Global HR News
Global HR News
Disney to cut 7,000 jobs in Iger’s company ‘transformation’
By Alex Veiga
The Walt Disney Co. will cut about 7,000 jobs as part of an ambitious companywide cost-savings plan and “strategic reorganization” announced Wednesday by CEO Bob Iger.
The job cuts amount to about 3% of the entertainment giant’s global workforce and were unveiled after Disney reported quarterly results that topped Wall Street’s forecasts.
Iger returned as CEO in November following a challenging two-year tenure by his handpicked successor, Bob Chapek. The company said the job reductions are part of a targeted $5.5 billion cost savings across the company. As of Oct. 1, Disney employed 220,000 people, of which about 166,000 worked in the U.S. and 54,000 internationally.
In a statement, Iger said Disney is embarking on a “significant transformation” that management believes will lead to improved profitability at the company’s streaming business.
The company, which owns Star Wars, Marvel and Pixar, will focus more on its core brands and franchises, Iger said.

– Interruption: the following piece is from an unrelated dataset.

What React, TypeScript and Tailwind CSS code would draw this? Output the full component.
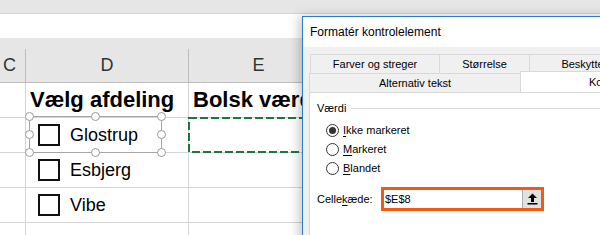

The executive also announced changes to how executives will operate Disney’s various divisions. Specifically, creative executives will now be responsible for determining what movies, TV series or other content to produce, as well as the marketing and distribution.
“Our new structure is aimed at returning greater authority to our creative leaders and making them accountable for how their content performs financially,” Iger said during a call with Wall Street analysts.
In its latest results, solid growth at Disney’s theme parks helped offset tepid performance in its video streaming and movie business.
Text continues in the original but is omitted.